New research using salinity data from NASA's Aquarius instrument on the Aquarius/SAC-D observatory has given scientists an unprecedented look at a key factor involved in the formation of an oceanic wave feature in the tropical Pacific and Atlantic Oceans that influences global climate patterns.
Tropical instability waves are westward-traveling waves that form along the interface between areas of cold and warm sea surface temperatures near the equator. Existing studies suggest that these waves can have wavelengths of 1,000-2,000 kilometers and have an average period between waves of about one month. These waves redistribute various properties of seawater within the ocean, including temperature, salinity, nutrients, and carbon. They interact with ocean currents, affect large-scale climate patterns such as El Nino and La Nina, and influence marine ecosystems and the carbon cycle.
Previous observations of tropical instability waves have been limited to satellite observations of sea surface temperature, sea level, ocean surface wind, and ocean surface chlorophyll abundance, as well as sparse direct ocean measurements. Salinity has been found to play an important role in the physics of these waves, and observations of their salinity are important to understanding them and their impacts on climate variability and prediction, and biogeochemistry. However, until now salinity observations of them have been limited to very sparse direct ocean measurements. Aquarius provides an unprecedented opportunity to observe their salinity.
In a study in press in the journal Geophysical Research Letters, a team led by Tong Lee of NASA's Jet Propulsion Laboratory, Pasadena, Calif., and including scientists from Earth & Space Research in Seattle, Aquarius data were used to reveal the salinity structure associated with tropical instability waves in the Pacific Ocean. The figure shows sea surface salinity (color shading in panels a and b) on December 18, 2011, derived from Aquarius measurements, showing the peaks and valleys of tropical instability waves in the eastern to central equatorial Pacific Ocean. The salinity structure is coherent with those obtained from other satellite derived products such as sea surface temperature (contour lines in panel a) and ocean surface currents (arrows in panel b). The unit for the sea surface salinity (SSS) is parts per thousand (the Practical Salinity Unit or PSU). The unit for sea surface temperature (SST) is degree centigrade.
The team found that Aquarius' salinity observations showed a clear signature of the waves near the equator in the Pacific Ocean where large contrasts in salinity occur between the saltier waters of the South Pacific and fresher waters of the North Pacific. The Aquarius data reveal that the waves move much faster at the equator than they do away from the equator, a feature that had not previously been well documented.
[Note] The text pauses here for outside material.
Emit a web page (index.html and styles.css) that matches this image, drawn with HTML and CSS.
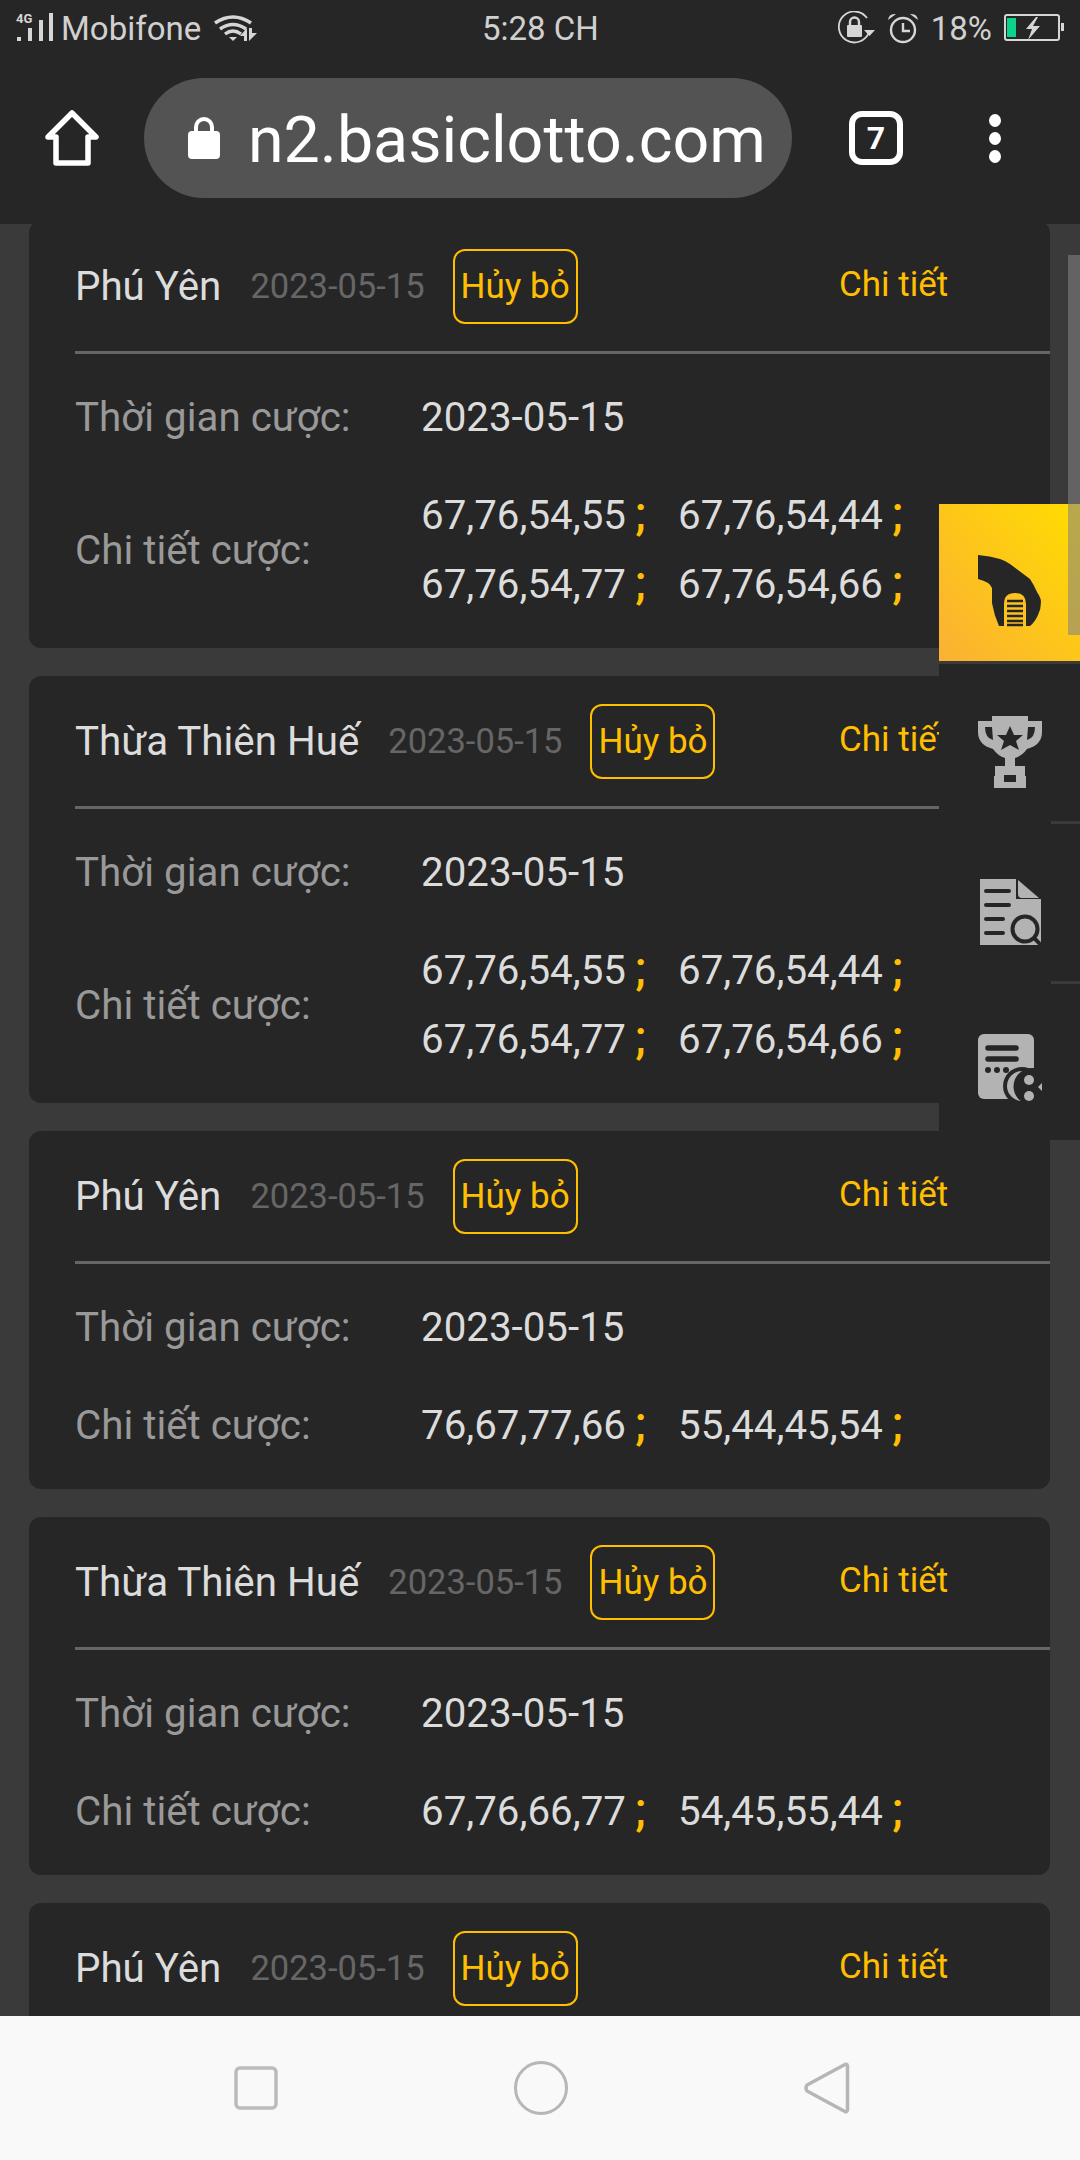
FILE: index.html
```html
<!DOCTYPE html>

<html>
<head>
  <title>n2.basiclotto.com</title>
  <link rel="stylesheet" href="styles.css">
</head>
<body>
  <div class="phone">
    <div class="status-bar">
      <div class="status-left">
        <svg class="signal" width="40" height="36" viewBox="0 -3 40 36">
          <text x="0" y="10" class="signal-label">4G</text>
          <rect x="1" y="24" width="4" height="4" fill="#d6d6d6"/>
          <rect x="12" y="15" width="4" height="13" fill="#d6d6d6"/>
          <rect x="23" y="7" width="4" height="21" fill="#d6d6d6"/>
          <rect x="33" y="0" width="4" height="28" fill="#d6d6d6"/>
        </svg>
        <span class="carrier">Mobifone</span>
        <svg class="wifi" width="44" height="28" viewBox="0 0 44 28">
          <g fill="none" stroke="#d6d6d6" stroke-width="3.4">
            <path d="M1 9 Q19 -3 37 9"/>
            <path d="M6 15 Q19 6 32 15"/>
            <path d="M11 20 Q19 14 27 20"/>
          </g>
          <path d="M15 23 L23 23 L19 27 Z" fill="#d6d6d6"/>
          <path d="M33 14 V27 H30 V22 L26 22 Z M35 14 H38 V19 L43 19 L35 27 Z" fill="#d6d6d6"/>
        </svg>
      </div>
      <div class="status-time">5:28 CH</div>
      <div class="status-right">
        <svg width="37" height="34" viewBox="0 0 37 34">
          <path d="M31 21 A15.5 15.5 0 1 1 29 7" fill="none" stroke="#d6d6d6" stroke-width="1.8"/>
          <path d="M26 19 H37 L31.5 25 Z" fill="#d6d6d6"/>
          <rect x="9" y="14" width="15" height="12" rx="1" fill="#d6d6d6"/>
          <path d="M12 15 V11 A4.5 4.5 0 0 1 21 11 V15" fill="none" stroke="#d6d6d6" stroke-width="2.4"/>
        </svg>
        <svg width="32" height="32" viewBox="0 0 32 32">
          <circle cx="16" cy="18" r="12" fill="none" stroke="#d6d6d6" stroke-width="2.4"/>
          <path d="M16 11 V19 H23" fill="none" stroke="#d6d6d6" stroke-width="2.4"/>
          <path d="M1 8 Q2 1 9 2 Z M31 8 Q30 1 23 2 Z" fill="#d6d6d6"/>
        </svg>
        <span class="battery-text">18%</span>
        <svg width="60" height="28" viewBox="0 0 60 28">
          <rect x="1" y="1" width="54" height="25" rx="2" fill="none" stroke="#d6d6d6" stroke-width="2"/>
          <rect x="3" y="4" width="9" height="19" fill="#0ad48c"/>
          <path d="M32 3 L22 15 H28 L24 26 L36 12 H29 L34 3 Z" fill="#d6d6d6"/>
          <rect x="57" y="9" width="3" height="8" fill="#d6d6d6"/>
        </svg>
      </div>
    </div>

    <div class="toolbar">
      <svg class="home-icon" width="56" height="56" viewBox="0 0 56 56">
        <path d="M4 27 L28 3 L52 27 H44 V53 H12 V27 Z" fill="none" stroke="#fff" stroke-width="5.5" stroke-linejoin="round"/>
      </svg>
      <div class="url-bar">
        <svg class="lock-icon" width="32" height="42" viewBox="0 0 32 42">
          <rect x="0" y="14" width="32" height="28" rx="4" fill="#fff"/>
          <path d="M8 16 V10 A8 8 0 0 1 24 10 V16" fill="none" stroke="#fff" stroke-width="4"/>
        </svg>
        <span class="url-text">n2.basiclotto.com</span>
      </div>
      <div class="tab-count">7</div>
      <div class="menu-dots"><i></i><i></i><i></i></div>
    </div>

    <div class="content">
      <div class="card-list">

        <div class="card">
          <div class="card-head">
            <span class="province">Phú Yên</span>
            <span class="date">2023-05-15</span>
            <span class="cancel-btn">Hủy bỏ</span>
            <span class="detail-link">Chi tiết</span>
          </div>
          <div class="card-body">
            <div class="row">
              <span class="row-label">Thời gian cược:</span>
              <span class="row-value">2023-05-15</span>
            </div>
            <div class="row">
              <span class="row-label">Chi tiết cược:</span>
              <div class="bets">
                <span class="bet">67,76,54,55<b>;</b></span>
                <span class="bet">67,76,54,44<b>;</b></span>
                <span class="bet">67,76,54,77<b>;</b></span>
                <span class="bet">67,76,54,66<b>;</b></span>
              </div>
            </div>
          </div>
        </div>

        <div class="card">
          <div class="card-head">
            <span class="province">Thừa Thiên Huế</span>
            <span class="date">2023-05-15</span>
            <span class="cancel-btn">Hủy bỏ</span>
            <span class="detail-link">Chi tiết</span>
          </div>
          <div class="card-body">
            <div class="row">
              <span class="row-label">Thời gian cược:</span>
              <span class="row-value">2023-05-15</span>
            </div>
            <div class="row">
              <span class="row-label">Chi tiết cược:</span>
              <div class="bets">
                <span class="bet">67,76,54,55<b>;</b></span>
                <span class="bet">67,76,54,44<b>;</b></span>
                <span class="bet">67,76,54,77<b>;</b></span>
                <span class="bet">67,76,54,66<b>;</b></span>
              </div>
            </div>
          </div>
        </div>

        <div class="card">
          <div class="card-head">
            <span class="province">Phú Yên</span>
            <span class="date">2023-05-15</span>
            <span class="cancel-btn">Hủy bỏ</span>
            <span class="detail-link">Chi tiết</span>
          </div>
          <div class="card-body">
            <div class="row">
              <span class="row-label">Thời gian cược:</span>
              <span class="row-value">2023-05-15</span>
            </div>
            <div class="row">
              <span class="row-label">Chi tiết cược:</span>
              <div class="bets">
                <span class="bet">76,67,77,66<b>;</b></span>
                <span class="bet">55,44,45,54<b>;</b></span>
              </div>
            </div>
          </div>
        </div>

        <div class="card">
          <div class="card-head">
            <span class="province">Thừa Thiên Huế</span>
            <span class="date">2023-05-15</span>
            <span class="cancel-btn">Hủy bỏ</span>
            <span class="detail-link">Chi tiết</span>
          </div>
          <div class="card-body">
            <div class="row">
              <span class="row-label">Thời gian cược:</span>
              <span class="row-value">2023-05-15</span>
            </div>
            <div class="row">
              <span class="row-label">Chi tiết cược:</span>
              <div class="bets">
                <span class="bet">67,76,66,77<b>;</b></span>
                <span class="bet">54,45,55,44<b>;</b></span>
              </div>
            </div>
          </div>
        </div>

        <div class="card">
          <div class="card-head">
            <span class="province">Phú Yên</span>
            <span class="date">2023-05-15</span>
            <span class="cancel-btn">Hủy bỏ</span>
            <span class="detail-link">Chi tiết</span>
          </div>
        </div>

      </div>

      <div class="side-menu">
        <div class="side-item active">
          <svg width="64" height="72" viewBox="0 0 64 72">
            <path d="M0 0 Q12 1 22 4 Q28 6 32 9 L52 24 Q56 30 59 37 Q63 43 63 47 Q63 54 60 60 Q57 67 52 71 H21 Q16 60 14 48 V33 Q12 27 0 24 Z" fill="#262626"/>
            <path d="M26 71 V49 Q26 38 37 38 Q48 38 48 49 V71 Z" fill="#fcc21f"/>
            <path d="M29 46 H45 M29 51 H45 M29 56 H45 M29 61 H45 M29 66 H45 M29 70 H45" stroke="#262626" stroke-width="2.6"/>
          </svg>
        </div>
        <div class="side-item">
          <svg width="64" height="72" viewBox="0 0 64 72">
            <path d="M14 0 H50 V5 H64 V16 Q64 29 49 33 Q44 40 37 42 V50 H47 V60 H48 V72 H16 V60 H17 V50 H27 V42 Q20 40 15 33 Q0 29 0 16 V5 H14 Z" fill="#b3b3b3"/>
            <path d="M7 11 H14 L15 24 Q7 22 7 11 Z M57 11 H50 L49 24 Q57 22 57 11 Z" fill="#262626"/>
            <path d="M32 10 L36 19 L45 19 L38 25 L41 34 L32 29 L23 34 L26 25 L19 19 L28 19 Z" fill="#262626"/>
            <rect x="26" y="59" width="12" height="7" fill="#262626"/>
          </svg>
        </div>
        <div class="side-item">
          <svg width="62" height="67" viewBox="0 0 62 67">
            <path d="M1 0 H37 V20 H62 V66 H1 Z" fill="#b3b3b3"/>
            <path d="M39 1 L60 19 H43 Q39 19 39 15 Z" fill="#b3b3b3"/>
            <path d="M7 12 H30 M7 26 H30 M7 40 H24 M7 54 H24" stroke="#262626" stroke-width="4" stroke-linecap="round"/>
            <circle cx="46" cy="50" r="12.5" fill="#b3b3b3" stroke="#262626" stroke-width="4"/>
            <path d="M55 59 L62 66" stroke="#262626" stroke-width="4"/>
          </svg>
        </div>
        <div class="side-item">
          <svg width="64" height="72" viewBox="0 0 64 72">
            <rect x="0" y="0" width="56" height="65" rx="6" fill="#b3b3b3"/>
            <path d="M10 14 H38 M10 25 H38" stroke="#262626" stroke-width="5.5" stroke-linecap="round"/>
            <circle cx="10" cy="36" r="3" fill="#262626"/>
            <circle cx="19" cy="36" r="3" fill="#262626"/>
            <circle cx="28" cy="36" r="3" fill="#262626"/>
            <circle cx="44" cy="52" r="19" fill="#262626"/>
            <circle cx="44" cy="52" r="15" fill="#b3b3b3"/>
            <path d="M64 34 H54 A18 18 0 0 0 54 71 H64 Z" fill="#262626"/>
            <circle cx="51" cy="46" r="5" fill="#b3b3b3"/>
            <circle cx="51" cy="62" r="5" fill="#b3b3b3"/>
            <path d="M64 49 L60 53 L64 57 Z" fill="#b3b3b3"/>
          </svg>
        </div>
      </div>

      <div class="scrollbar"></div>
    </div>

    <div class="nav-bar">
      <svg width="44" height="44" viewBox="0 0 44 44">
        <rect x="2" y="2" width="40" height="40" rx="4" fill="none" stroke="#bbb" stroke-width="3.5"/>
      </svg>
      <svg width="54" height="54" viewBox="0 0 54 54">
        <circle cx="27" cy="27" r="25.5" fill="none" stroke="#b6b6b6" stroke-width="3"/>
      </svg>
      <svg width="46" height="52" viewBox="0 0 46 52">
        <path d="M43.5 4 Q43 1 40 3 L3 23 Q1 26 3 29 L40 49 Q43 51 43.5 48 Z" fill="none" stroke="#b6b6b6" stroke-width="3.5" stroke-linejoin="round"/>
      </svg>
    </div>
  </div>
</body>
</html>
```

FILE: styles.css
```css
* {
  box-sizing: border-box;
}
body {
  margin: 0;
  font-family: Roboto, "Noto Sans", sans-serif;
  background-color: #3a3a3a;
}
.phone {
  width: 1080px;
  height: 2160px;
  display: flex;
  flex-direction: column;
  overflow: hidden;
  background-color: #3a3a3a;
}

/* status bar */
.status-bar {
  height: 56px;
  flex: none;
  display: flex;
  align-items: center;
  justify-content: space-between;
  position: relative;
  background-color: #262626;
  color: #d0d0d0;
  padding: 0 16px;
}
.status-left {
  display: flex;
  align-items: center;
}
.signal-label {
  font-size: 13px;
  font-weight: 700;
  fill: #d6d6d6;
}
.carrier {
  font-size: 33px;
  margin-left: 5px;
}
.wifi {
  margin-left: 13px;
}
.status-time {
  position: absolute;
  left: 482px;
  font-size: 33px;
}
.status-right {
  display: flex;
  align-items: center;
  gap: 12px;
}
.battery-text {
  font-size: 33px;
}

/* browser toolbar */
.toolbar {
  height: 168px;
  flex: none;
  display: flex;
  align-items: center;
  padding: 0 0 4px 44px;
  background-color: #262626;
}
.url-bar {
  width: 648px;
  height: 120px;
  margin-left: 44px;
  padding-left: 44px;
  border-radius: 60px;
  background-color: #535353;
  display: flex;
  align-items: center;
}
.url-text {
  font-size: 64.5px;
  color: #fff;
  margin-left: 28px;
  padding-top: 4px;
  white-space: nowrap;
}
.tab-count {
  width: 54px;
  height: 54px;
  margin-left: 57px;
  border: 6px solid #fff;
  border-radius: 13px;
  color: #fff;
  font-size: 32px;
  font-weight: 700;
  display: flex;
  align-items: center;
  justify-content: center;
}
.menu-dots {
  margin-left: 86px;
  display: flex;
  flex-direction: column;
  gap: 5px;
}
.menu-dots i {
  display: block;
  width: 12px;
  height: 13px;
  border-radius: 50%;
  background-color: #fff;
}

/* bet cards */
.content {
  flex: 1;
  position: relative;
  overflow: hidden;
}
.card-list {
  display: flex;
  flex-direction: column;
  gap: 28px;
  margin-top: -3px;
  padding-left: 29px;
  width: 1050px;
}
.card {
  background-color: #262626;
  border-radius: 12px;
  padding-bottom: 40px;
}
.card-head {
  height: 133px;
  margin-left: 46px;
  display: flex;
  align-items: center;
  border-bottom: 3px solid #666;
  position: relative;
}
.province {
  font-size: 40.3px;
  color: #dcdcdc;
}
.date {
  font-size: 34.5px;
  color: #666;
  margin-left: 29px;
}
.cancel-btn {
  margin-left: 28px;
  width: 125px;
  height: 75px;
  border: 2.5px solid #ffbf00;
  border-radius: 12px;
  color: #ffbf00;
  font-size: 35px;
  display: flex;
  align-items: center;
  justify-content: center;
}
.detail-link {
  position: absolute;
  left: 764px;
  top: 43px;
  font-size: 35px;
  color: #ffbf00;
}
.card-body {
  margin-left: 46px;
  padding-top: 40px;
  display: flex;
  flex-direction: column;
  gap: 51px;
}
.row {
  display: flex;
  align-items: center;
}
.row-label {
  width: 346px;
  font-size: 40.3px;
  line-height: 47px;
  color: #999;
}
.row-value {
  font-size: 40.3px;
  line-height: 47px;
  color: #dcdcdc;
}
.bets {
  display: grid;
  grid-template-columns: 257px 257px;
  row-gap: 22px;
}
.bet {
  font-size: 40.3px;
  line-height: 47px;
  color: #dcdcdc;
  white-space: nowrap;
}
.bet b {
  color: #ffbf00;
  font-weight: 500;
  font-size: 46px;
  line-height: 0;
  margin-left: 9px;
}

/* scrollbar + floating menu */
.scrollbar {
  position: absolute;
  right: 0;
  top: 31px;
  width: 12px;
  height: 380px;
  background-color: rgba(130, 130, 130, 0.57);
}
.side-menu {
  position: absolute;
  left: 939px;
  top: 280px;
  width: 141px;
  display: flex;
  flex-direction: column;
}
.side-item {
  height: 160px;
  padding-top: 16px;
  display: flex;
  align-items: center;
  justify-content: center;
  background-color: #262626;
  position: relative;
}
.side-item::after {
  content: "";
  position: absolute;
  right: 0;
  bottom: 0;
  width: 29px;
  height: 3px;
  background-color: #3a3a3a;
}
.side-item:last-child {
  height: 156px;
}
.side-item:last-child::after {
  display: none;
}
.side-item.active {
  height: 160px;
  border-bottom: 3px solid #3a3a3a;
  background: linear-gradient(to top right, #fbb034, #ffdd00);
  background-clip: padding-box;
}
.side-item.active::after {
  display: none;
}

/* android nav */
.nav-bar {
  height: 144px;
  flex: none;
  background-color: #f9f9f9;
  display: flex;
  align-items: center;
  position: relative;
  padding-left: 234px;
  gap: 236px;
}
```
Aquarius observations show that near the equator, the waves have a dominant period of approximately 17 days. Aquarius' ability to reveal oceanic features on such short timescales was unexpected, as the mission was designed to study salinity changes on time scales of a month and longer. Salinity variability associated with tropical instability waves is larger near the equator, while sea surface temperature and sea level variability associated with the waves is larger a few degrees away from the equator. Salinity observations from Aquarius can therefore fill an important gap in studying tropical instability waves by providing measurements that are complementary to other satellite observations and direct ocean measurements.
Aquarius was built by JPL and NASA's Goddard Space Flight Center in Greenbelt, Md. JPL managed Aquarius through its commissioning phase and is archiving mission data. Goddard manages Aquarius mission operations and processes science data. CONAE provided the SAC-D spacecraft, an optical camera, a thermal camera with Canada, a microwave radiometer, other sensors and the mission operations center. France and Italy also contributed instruments.
Lee, T.; G. Lagerloef; M. Gierach; H.-Y. Kao; S. Yueh; and K. Dohan, 2012: "Aquarius reveals salinity structure of tropical instability waves," Geophysical Research Letters, in press.